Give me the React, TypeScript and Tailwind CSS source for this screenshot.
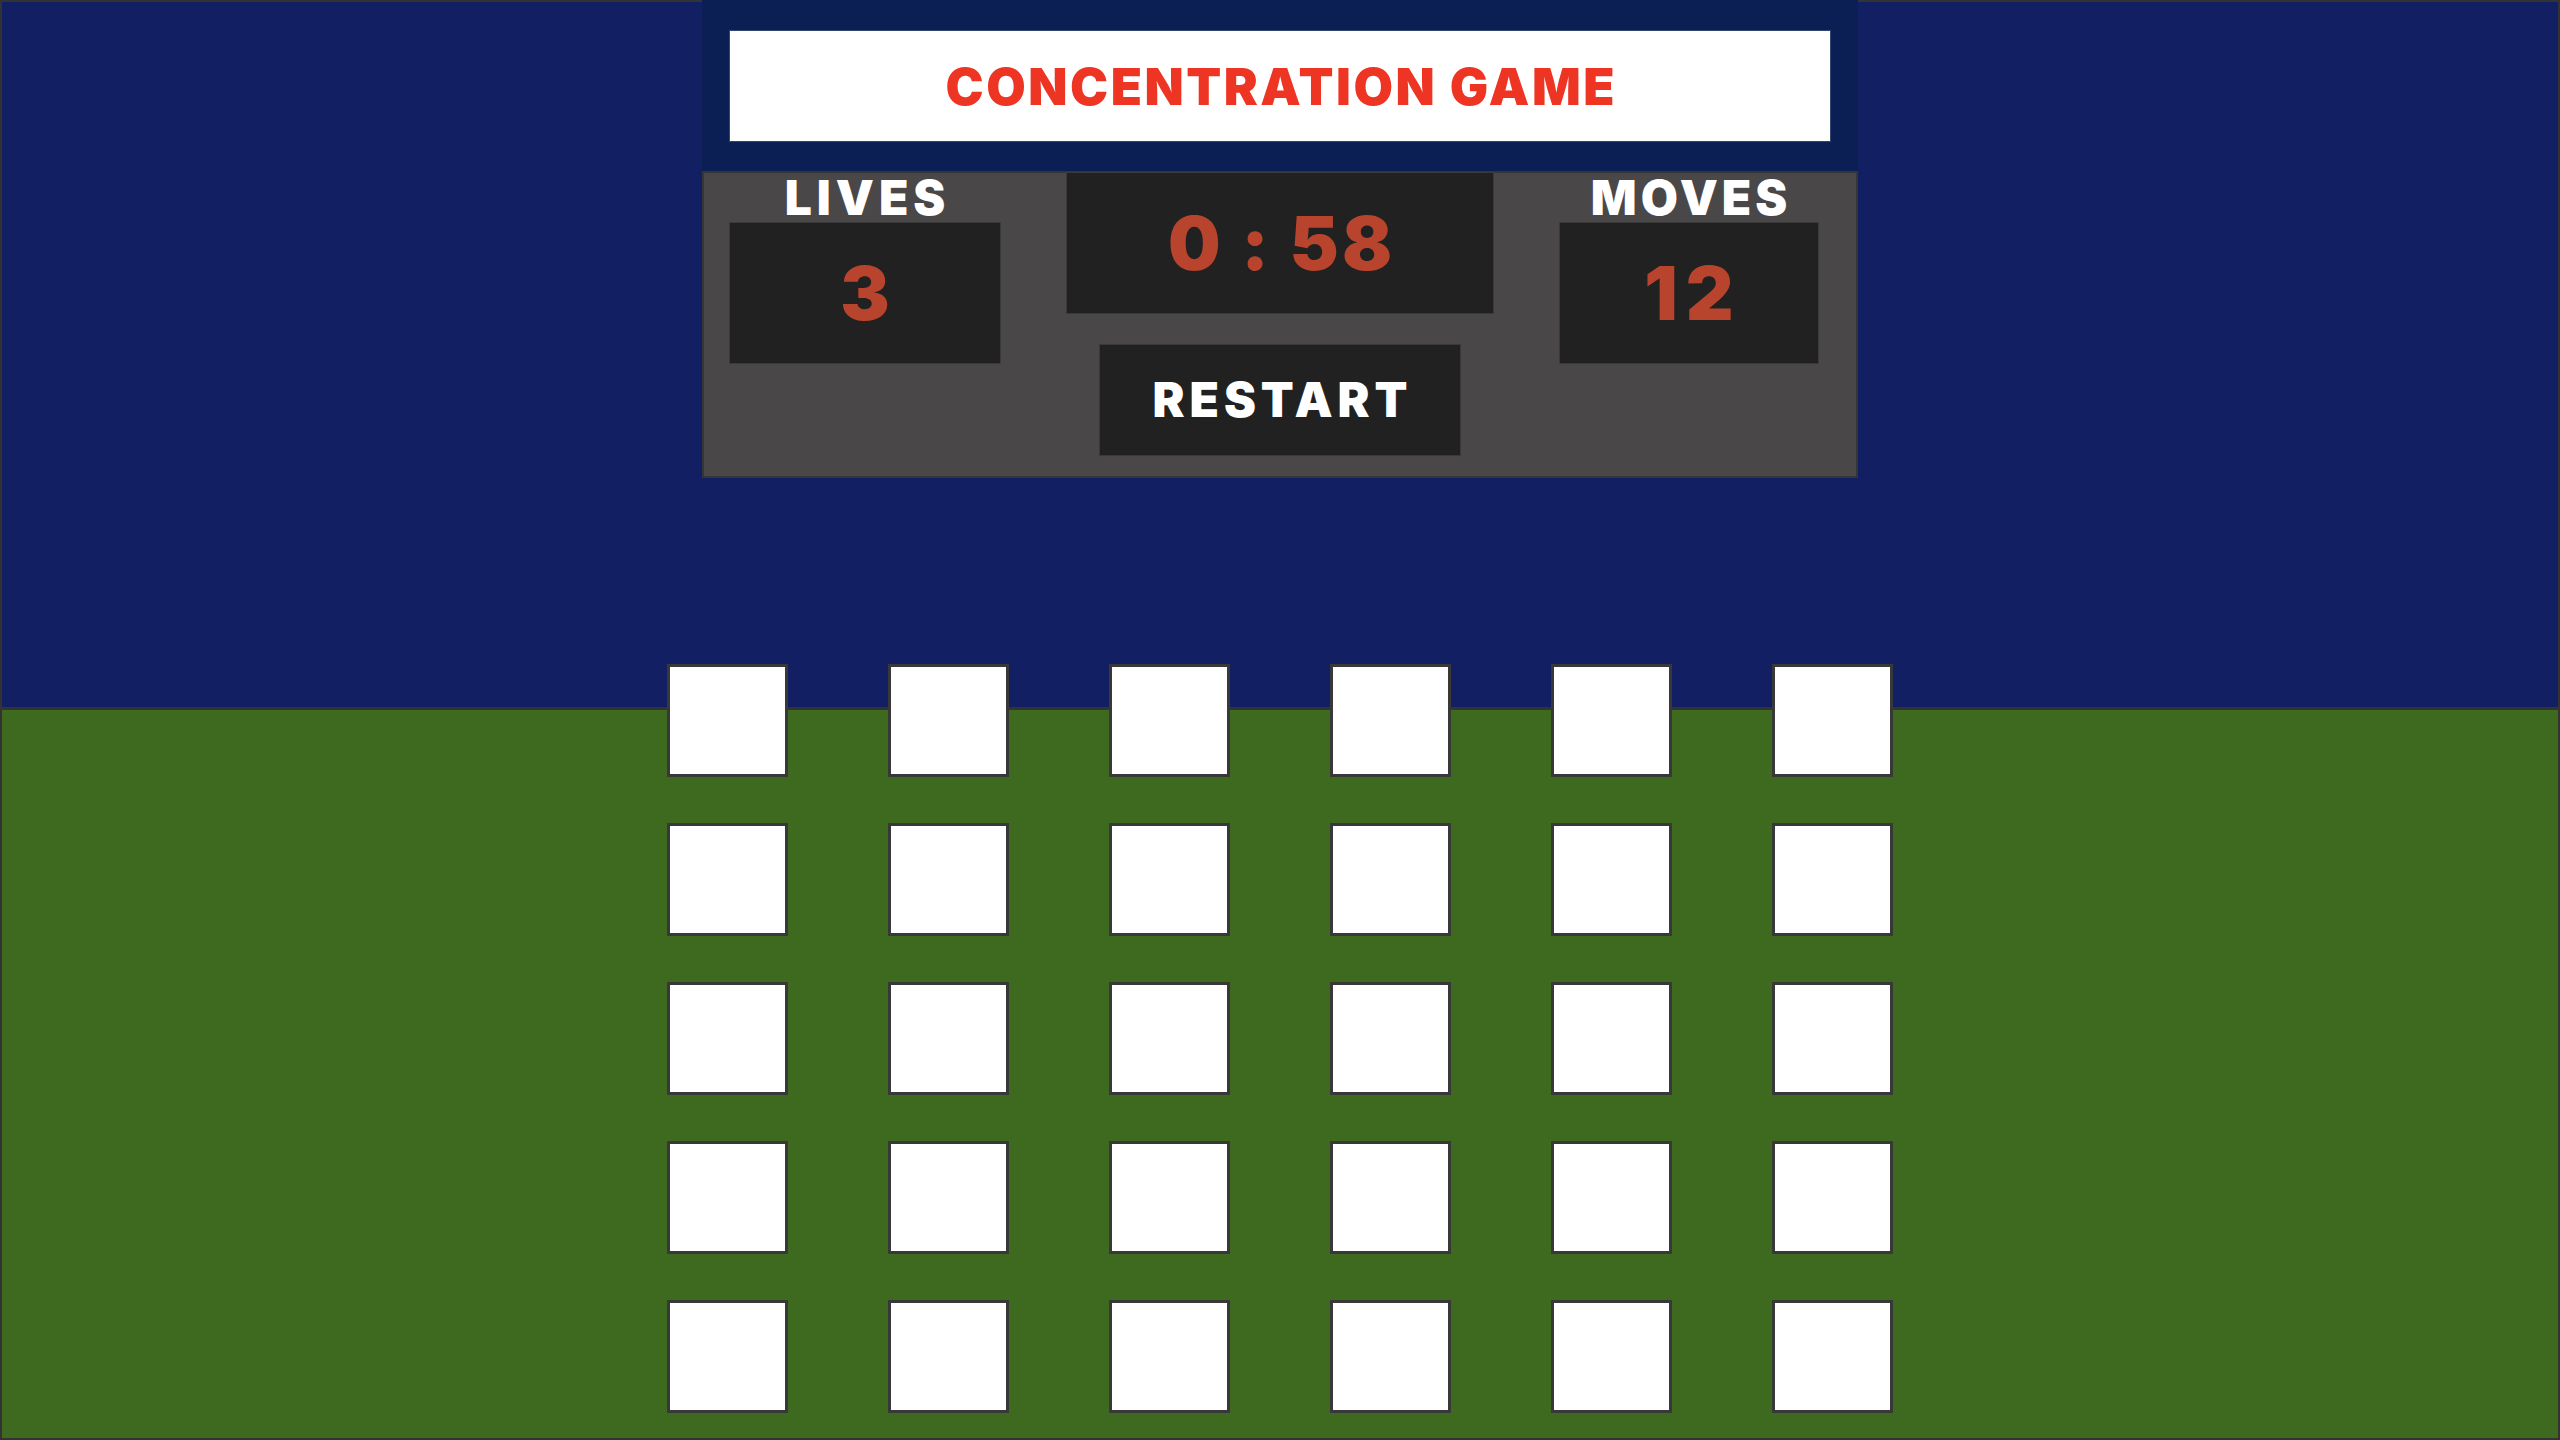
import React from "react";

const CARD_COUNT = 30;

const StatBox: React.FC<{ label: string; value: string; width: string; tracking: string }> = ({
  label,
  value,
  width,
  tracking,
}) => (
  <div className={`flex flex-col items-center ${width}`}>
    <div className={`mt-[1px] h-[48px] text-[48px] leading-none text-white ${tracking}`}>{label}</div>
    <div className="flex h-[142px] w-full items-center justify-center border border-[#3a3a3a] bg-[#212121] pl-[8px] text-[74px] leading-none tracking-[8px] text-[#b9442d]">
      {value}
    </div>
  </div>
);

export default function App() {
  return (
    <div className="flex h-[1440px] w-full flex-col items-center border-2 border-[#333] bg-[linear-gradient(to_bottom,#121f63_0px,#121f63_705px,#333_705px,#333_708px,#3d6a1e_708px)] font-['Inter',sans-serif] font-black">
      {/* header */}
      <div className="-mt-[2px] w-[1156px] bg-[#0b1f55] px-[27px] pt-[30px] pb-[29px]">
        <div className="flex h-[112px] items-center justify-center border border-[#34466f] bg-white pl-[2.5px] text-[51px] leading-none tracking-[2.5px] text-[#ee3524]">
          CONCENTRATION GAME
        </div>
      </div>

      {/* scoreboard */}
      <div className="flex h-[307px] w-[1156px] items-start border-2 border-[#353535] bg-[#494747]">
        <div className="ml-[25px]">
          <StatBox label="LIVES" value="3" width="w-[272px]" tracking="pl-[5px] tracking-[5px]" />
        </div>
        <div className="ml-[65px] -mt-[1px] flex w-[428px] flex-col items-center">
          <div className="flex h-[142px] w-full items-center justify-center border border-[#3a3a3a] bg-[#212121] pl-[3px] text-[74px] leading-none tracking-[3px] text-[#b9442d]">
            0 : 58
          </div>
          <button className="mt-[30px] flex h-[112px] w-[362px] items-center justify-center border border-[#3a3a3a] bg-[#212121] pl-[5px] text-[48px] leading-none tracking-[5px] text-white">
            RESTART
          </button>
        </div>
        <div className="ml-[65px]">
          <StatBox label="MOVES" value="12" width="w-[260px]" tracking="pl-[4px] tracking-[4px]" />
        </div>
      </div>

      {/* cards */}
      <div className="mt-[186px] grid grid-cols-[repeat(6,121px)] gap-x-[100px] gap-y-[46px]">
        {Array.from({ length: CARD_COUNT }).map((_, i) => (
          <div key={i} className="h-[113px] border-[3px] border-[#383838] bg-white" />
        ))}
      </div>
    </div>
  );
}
...
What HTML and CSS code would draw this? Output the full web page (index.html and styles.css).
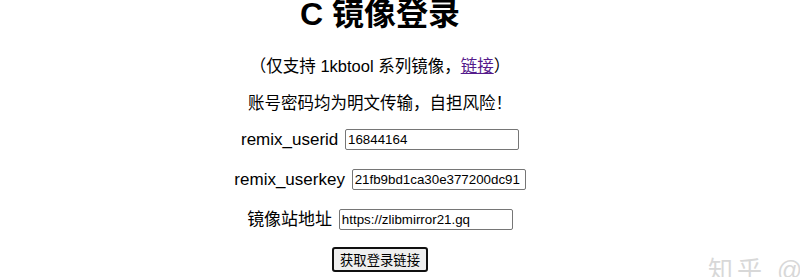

• _STATED TASK_
Using the data above, extract exactly the lines from the one containing "Give me the" through the one containing "const CARD_COUNT = 30;". Pictures are left out.

• _FINISHED EXERCISE_
Give me the React, TypeScript and Tailwind CSS source for this screenshot.
import React from "react";

const CARD_COUNT = 30;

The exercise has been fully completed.